Рунеберг стал человеком чрезвычайно религиозным:

Я, конечно, знаю, что тысячи индивидуальных интересов ежечасно рушатся во имя высшего, но именно это высшее делает все соразмерным, прекрасным и упорядоченным.

Поэт при этом ведет острые баталии с религиозными фанатиками-пиетистами и одновременно переплетает в своем творчестве религиозный мотив с любимой античностью: исследователи выделяют “Легенды”, “Святую Агнессу”, “Крисанос” и другие поэмы. А в 1844 году выходит одно из главных произведений финской литературы — драматическая поэма “Король Фьялар” — синтез античной, древнескандинавской и романтической литературной традиции.

Иллюстрация Аристида Этельфельта к “Королю Фьялару”

И, как будто одного эпоса в фундаменте финской идентичности не хватало, Рунеберг пишет еще один — “Сказания фенрика Столя”, которые были начаты в 1848 году той самой поэмой “Наша земля” и окончены в 1860 году тридцать пятой балладой.

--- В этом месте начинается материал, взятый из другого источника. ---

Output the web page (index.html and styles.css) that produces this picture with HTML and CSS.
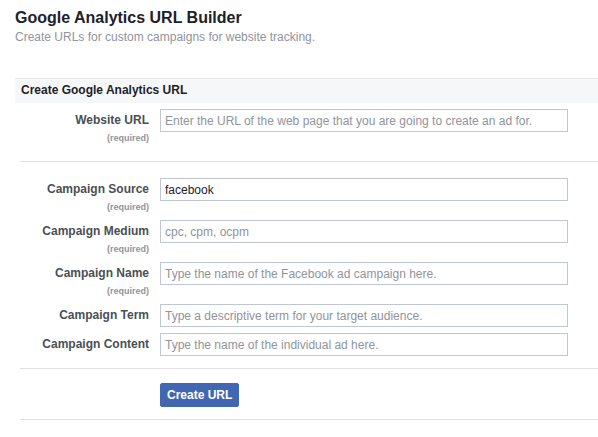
FILE: index.html
```html
<!DOCTYPE html>
<html>
<head>
<meta charset="utf-8">
<title>Google Analytics URL Builder</title>
<link rel="stylesheet" href="styles.css">
</head>
<body>
<div class="page">
  <h1 class="title">Google Analytics URL Builder</h1>
  <p class="subtitle">Create URLs for custom campaigns for website tracking.</p>

  <div class="panel">
    <div class="panel-header">Create Google Analytics URL</div>

    <div class="section section-url">
      <div class="row">
        <div class="label">
          <div class="label-text">Website URL</div>
          <div class="req">(required)</div>
        </div>
        <input class="field" type="text" placeholder="Enter the URL of the web page that you are going to create an ad for.">
      </div>
    </div>

    <div class="section section-fields">
      <div class="row">
        <div class="label">
          <div class="label-text">Campaign Source</div>
          <div class="req">(required)</div>
        </div>
        <input class="field" type="text" value="facebook">
      </div>
      <div class="row">
        <div class="label">
          <div class="label-text">Campaign Medium</div>
          <div class="req">(required)</div>
        </div>
        <input class="field" type="text" placeholder="cpc, cpm, ocpm">
      </div>
      <div class="row">
        <div class="label">
          <div class="label-text">Campaign Name</div>
          <div class="req">(required)</div>
        </div>
        <input class="field" type="text" placeholder="Type the name of the Facebook ad campaign here.">
      </div>
      <div class="row">
        <div class="label">
          <div class="label-text">Campaign Term</div>
        </div>
        <input class="field" type="text" placeholder="Type a descriptive term for your target audience.">
      </div>
      <div class="row">
        <div class="label">
          <div class="label-text">Campaign Content</div>
        </div>
        <input class="field" type="text" placeholder="Type the name of the individual ad here.">
      </div>
    </div>

    <div class="section section-actions">
      <div class="row">
        <div class="label"></div>
        <button class="btn" type="button">Create URL</button>
      </div>
    </div>
  </div>
</div>
</body>
</html>
```

FILE: styles.css
```css
* {
  box-sizing: border-box;
}

html, body {
  margin: 0;
  padding: 0;
  background: #ffffff;
}

body {
  font-family: "Liberation Sans", Arial, Helvetica, sans-serif;
  font-size: 12px;
  color: #1d2129;
}

.page {
  padding: 9px 0 0 15px;
}

.title {
  margin: 0;
  font-size: 16px;
  line-height: 18px;
  font-weight: bold;
  color: #1d2129;
}

.subtitle {
  margin: 2px 0 0 0;
  font-size: 12px;
  line-height: 16px;
  color: #90949c;
}

.panel {
  margin-top: 33px;
}

.panel-header {
  background: #f6f7f9;
  border-top: 1px solid #e5e6e9;
  height: 25px;
  line-height: 23px;
  padding: 0 0 1px 6px;
  font-size: 12px;
  font-weight: bold;
  color: #1d2129;
}

.section {
  margin-left: 5px;
  border-bottom: 1px solid #dddfe2;
}

.section-url {
  padding: 6px 0 10px 0;
}

.section-fields {
  padding: 16px 0 6px 0;
}

.section-actions {
  padding: 14px 0 12px 0;
}

.row {
  display: flex;
  align-items: flex-start;
  gap: 11px;
  margin-bottom: 6px;
}

.section-actions .row {
  margin-bottom: 0;
}

.label {
  width: 129px;
  flex: none;
  text-align: right;
}

.label-text {
  font-size: 12px;
  line-height: 23px;
  font-weight: bold;
  color: #4b4f56;
  white-space: nowrap;
}

.req {
  font-size: 9px;
  line-height: 13px;
  font-weight: bold;
  color: #90949c;
}

.field {
  width: 408px;
  height: 23px;
  margin: 0;
  padding: 0 4px;
  border: 1px solid #bdc7d8;
  border-radius: 0;
  font-family: "Liberation Sans", Arial, Helvetica, sans-serif;
  font-size: 12px;
  color: #1d2129;
  background: #ffffff;
  outline: none;
}

.field::placeholder {
  color: #90949c;
  opacity: 1;
}

.btn {
  height: 24px;
  margin: 0;
  padding: 0 6px;
  border: 1px solid #4267b2;
  border-radius: 2px;
  background: #4267b2;
  color: #ffffff;
  font-family: "Liberation Sans", Arial, Helvetica, sans-serif;
  font-size: 12px;
  font-weight: bold;
  line-height: 22px;
  cursor: pointer;
}
```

В тридцати пяти песнях Рунеберг представляет шведское общество времен Suomensota — войны 1808–1809 годов. Крестьяне, помещики, священники, торговцы и военные — перед читателем разворачивает аналог скорее не “Василия Теркина” (как, казалось бы, подсказывает форма и личность главного героя), но своеобразная финская “Война и мир”. Лирика Рунеберга мощна настолько, что может пробрать и сегодняшнего искушенного читателя — попробуйте-ка, к примеру, “Умирающего воина”.

Из чуждой нам пришел страны,
Врагом он нашим был,
Но выше всякой он хулы,
Как мы: он лишь служил;
Месть оставляет в жизни след,
За гробом ненависти нет.

Несмотря на в целом толстовский посыл — все люди братья во Христе — “Сказания” становятся важной культурной ценностью, примерно как для нас — “Война и мир”. Влияние это столь оглушительно, что Столя вспоминали и в годы борьбы с царской охранкой, и в Гражданскую войну в Финляндии, и даже во время советско-финской войны, когда в окопах солдаты именно “Фенрика Столя”.

Шведский генерал Георг фон Дебельн ведет войска на битву. Иллюстрация Этельфельда к одной из песен “Сказаний фенрика Столя”.

Рунеберг очень любил охоту. В декабре 1863 года во время очередной охоты на лосей поэта вдруг разобрал паралич — до конца жизни он не смог больше писать, только читал. За несколько лет до этого Рунеберг занимался переложением псалмов для лютеранской церкви и пьесами “Короли на Саламине” и “Не могу”.

В 1876 году Рунеберг стал почетным членом российской Академии Наук, а в 1877 году скончался — и его труды зажили собственной жизнью, по меткому завету Альбера Камю.

Каков итог? Перед нами финский Пушкин — или нечто большее? Делать подобные сопоставления дело всегда неблагодарное, но одно ясно точно — без Рунеберга и его героев финляндской культуры попросту не существовало бы.